(begin)

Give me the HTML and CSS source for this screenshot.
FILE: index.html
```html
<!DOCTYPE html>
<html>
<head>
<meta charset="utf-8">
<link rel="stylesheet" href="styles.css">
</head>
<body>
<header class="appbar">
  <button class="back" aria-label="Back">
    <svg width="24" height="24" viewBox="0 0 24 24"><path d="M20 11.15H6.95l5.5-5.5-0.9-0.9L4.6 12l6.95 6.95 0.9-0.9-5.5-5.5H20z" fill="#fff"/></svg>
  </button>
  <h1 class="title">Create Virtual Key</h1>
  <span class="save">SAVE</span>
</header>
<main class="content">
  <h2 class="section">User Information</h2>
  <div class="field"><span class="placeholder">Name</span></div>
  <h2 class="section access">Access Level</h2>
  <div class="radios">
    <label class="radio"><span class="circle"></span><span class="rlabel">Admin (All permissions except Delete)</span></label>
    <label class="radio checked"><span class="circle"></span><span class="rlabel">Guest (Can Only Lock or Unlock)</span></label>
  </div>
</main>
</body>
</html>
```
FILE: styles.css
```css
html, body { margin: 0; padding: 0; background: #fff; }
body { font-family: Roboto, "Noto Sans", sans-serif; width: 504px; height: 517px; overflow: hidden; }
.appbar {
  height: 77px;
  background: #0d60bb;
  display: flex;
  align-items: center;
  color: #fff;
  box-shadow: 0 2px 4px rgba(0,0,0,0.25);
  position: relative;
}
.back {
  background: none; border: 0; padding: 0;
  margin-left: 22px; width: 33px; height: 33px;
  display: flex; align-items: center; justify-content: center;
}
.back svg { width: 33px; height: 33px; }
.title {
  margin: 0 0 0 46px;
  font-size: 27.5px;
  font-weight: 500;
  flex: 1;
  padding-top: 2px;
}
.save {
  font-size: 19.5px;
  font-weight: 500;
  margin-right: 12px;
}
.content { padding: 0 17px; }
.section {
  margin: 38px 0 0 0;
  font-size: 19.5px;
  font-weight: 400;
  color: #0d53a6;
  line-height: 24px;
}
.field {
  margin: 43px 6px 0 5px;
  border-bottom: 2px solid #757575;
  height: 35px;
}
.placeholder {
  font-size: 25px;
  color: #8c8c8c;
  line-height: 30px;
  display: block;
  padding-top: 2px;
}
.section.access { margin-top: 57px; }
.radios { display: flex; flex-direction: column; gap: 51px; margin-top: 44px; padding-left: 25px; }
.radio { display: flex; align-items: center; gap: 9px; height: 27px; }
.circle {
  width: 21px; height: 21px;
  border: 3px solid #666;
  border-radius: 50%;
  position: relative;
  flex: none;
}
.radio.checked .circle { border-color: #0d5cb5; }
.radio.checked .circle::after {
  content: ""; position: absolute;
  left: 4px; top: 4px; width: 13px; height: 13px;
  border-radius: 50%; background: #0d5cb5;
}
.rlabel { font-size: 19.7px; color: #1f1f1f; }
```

(end)

> [Set problem] Copy each line of the data exactly, leaving nothing out.

> [Solved exercise]
Give me the HTML and CSS source for this screenshot.
FILE: index.html
```html
<!DOCTYPE html>
<html>
<head>
<meta charset="utf-8">
<link rel="stylesheet" href="styles.css">
</head>
<body>
<header class="appbar">
  <button class="back" aria-label="Back">
    <svg width="24" height="24" viewBox="0 0 24 24"><path d="M20 11.15H6.95l5.5-5.5-0.9-0.9L4.6 12l6.95 6.95 0.9-0.9-5.5-5.5H20z" fill="#fff"/></svg>
  </button>
  <h1 class="title">Create Virtual Key</h1>
  <span class="save">SAVE</span>
</header>
<main class="content">
  <h2 class="section">User Information</h2>
  <div class="field"><span class="placeholder">Name</span></div>
  <h2 class="section access">Access Level</h2>
  <div class="radios">
    <label class="radio"><span class="circle"></span><span class="rlabel">Admin (All permissions except Delete)</span></label>
    <label class="radio checked"><span class="circle"></span><span class="rlabel">Guest (Can Only Lock or Unlock)</span></label>
  </div>
</main>
</body>
</html>
```
FILE: styles.css
```css
html, body { margin: 0; padding: 0; background: #fff; }
body { font-family: Roboto, "Noto Sans", sans-serif; width: 504px; height: 517px; overflow: hidden; }
.appbar {
  height: 77px;
  background: #0d60bb;
  display: flex;
  align-items: center;
  color: #fff;
  box-shadow: 0 2px 4px rgba(0,0,0,0.25);
  position: relative;
}
.back {
  background: none; border: 0; padding: 0;
  margin-left: 22px; width: 33px; height: 33px;
  display: flex; align-items: center; justify-content: center;
}
.back svg { width: 33px; height: 33px; }
.title {
  margin: 0 0 0 46px;
  font-size: 27.5px;
  font-weight: 500;
  flex: 1;
  padding-top: 2px;
}
.save {
  font-size: 19.5px;
  font-weight: 500;
  margin-right: 12px;
}
.content { padding: 0 17px; }
.section {
  margin: 38px 0 0 0;
  font-size: 19.5px;
  font-weight: 400;
  color: #0d53a6;
  line-height: 24px;
}
.field {
  margin: 43px 6px 0 5px;
  border-bottom: 2px solid #757575;
  height: 35px;
}
.placeholder {
  font-size: 25px;
  color: #8c8c8c;
  line-height: 30px;
  display: block;
  padding-top: 2px;
}
.section.access { margin-top: 57px; }
.radios { display: flex; flex-direction: column; gap: 51px; margin-top: 44px; padding-left: 25px; }
.radio { display: flex; align-items: center; gap: 9px; height: 27px; }
.circle {
  width: 21px; height: 21px;
  border: 3px solid #666;
  border-radius: 50%;
  position: relative;
  flex: none;
}
.radio.checked .circle { border-color: #0d5cb5; }
.radio.checked .circle::after {
  content: ""; position: absolute;
  left: 4px; top: 4px; width: 13px; height: 13px;
  border-radius: 50%; background: #0d5cb5;
}
.rlabel { font-size: 19.7px; color: #1f1f1f; }
```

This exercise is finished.